A: For a complex analysis approach, let's call your complex integrand $f$, so
$$f(z) = \frac{z^{1/3}}{1 + z^2}.$$
Since this is a multi-valued function, you must make a branch cut to be able to define it as a function that is analytic anywhere. With the contour that you drew (and the domain of the original integral), the natural location of the branch cut would be the positive real axis.

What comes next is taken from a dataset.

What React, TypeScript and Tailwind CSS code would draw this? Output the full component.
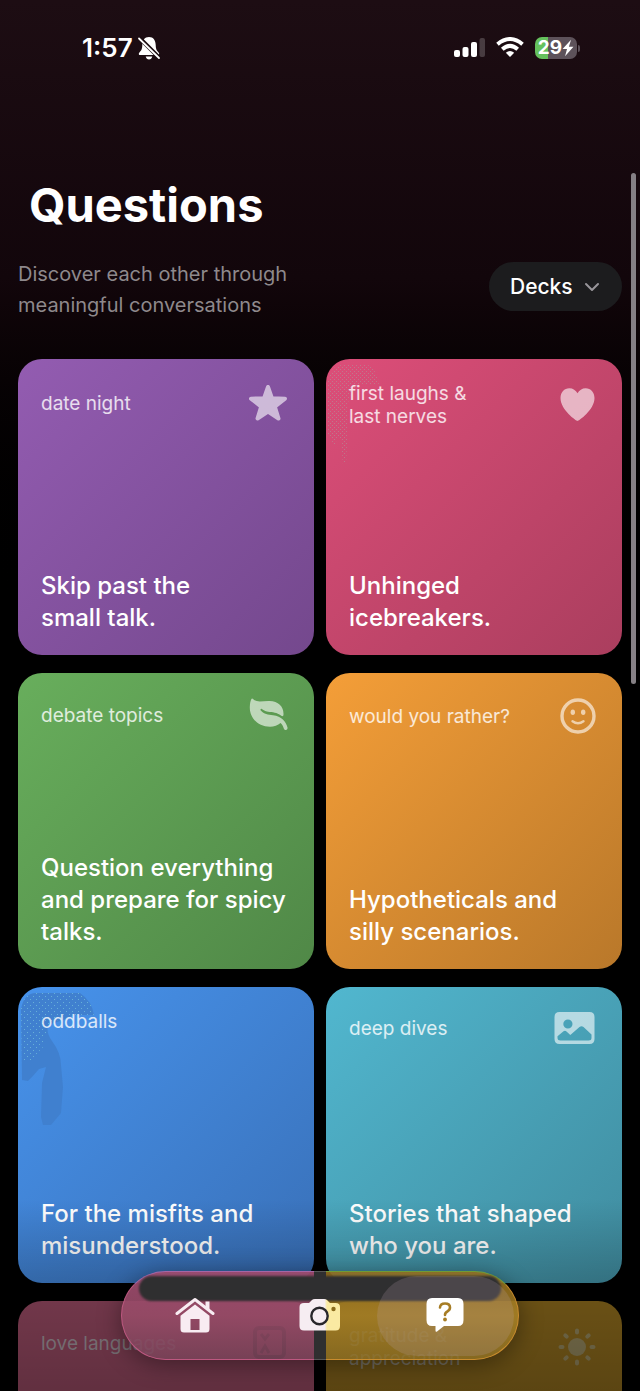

Now you have to choose a branch of the function, the natural choice would be such that as $r\to 0$ the function on $C_1$ tends to the real function, so that the integral over that segment is equal to your original integral (as $r\to0$ and $R\to\infty$):
$$I = \int_0^\infty f(x)dx = \lim_{r\to0}\lim_{R\to\infty}\int_{C_1}f(z)dz.$$
Now let's see how the values of $f$ on $C_2$ are related to those on $C_1$ as $r\to 0$: if we start out at a point $z_+ = x + \varepsilon i\in C_1$ and then follow a path to $z_- = x - \varepsilon i\in C_2$, we see that the (in the limit) $z_- = e^{2\pi i}z_+$. Of course this is equal to $z_+$ again, but the value of $f(z)$ along this path goes from $f(z_+)$ to $e^{2\pi i/3}f\left(z_+\right)$.
Since $C_2$ goes in the other direction than $C_1$, we see that
$$\int_{C_2}f(z)dz = -e^{2\pi i/3}\int_{C_1}f(z)dz.$$
You already know that the sum of the integrals over $C_1$ and $C_2$ is equal to $2\pi i\left(\operatorname{Res}(f,i) + \operatorname{Res}(f,-i)\right)$,
so
$$\left(1-e^{2\pi i/3}\right)I = \int_Cf(z)dz = 2\pi i\left(\operatorname{Res}(f,i) + \operatorname{Res}(f,-i)\right)$$
To compute the residues, you only have to be somewhat careful with the arguments of $\pm i$, which are $\pi/2$ and $3\pi/2$, and you get.
$$\operatorname{Res}(f,i) = \frac{e^{\pi i/6}}{2i},\ \ \ \ \operatorname{Res}(f,-i) = -\frac{e^{\pi i/2}}{2i}$$
from which you obtain the value your teacher gave.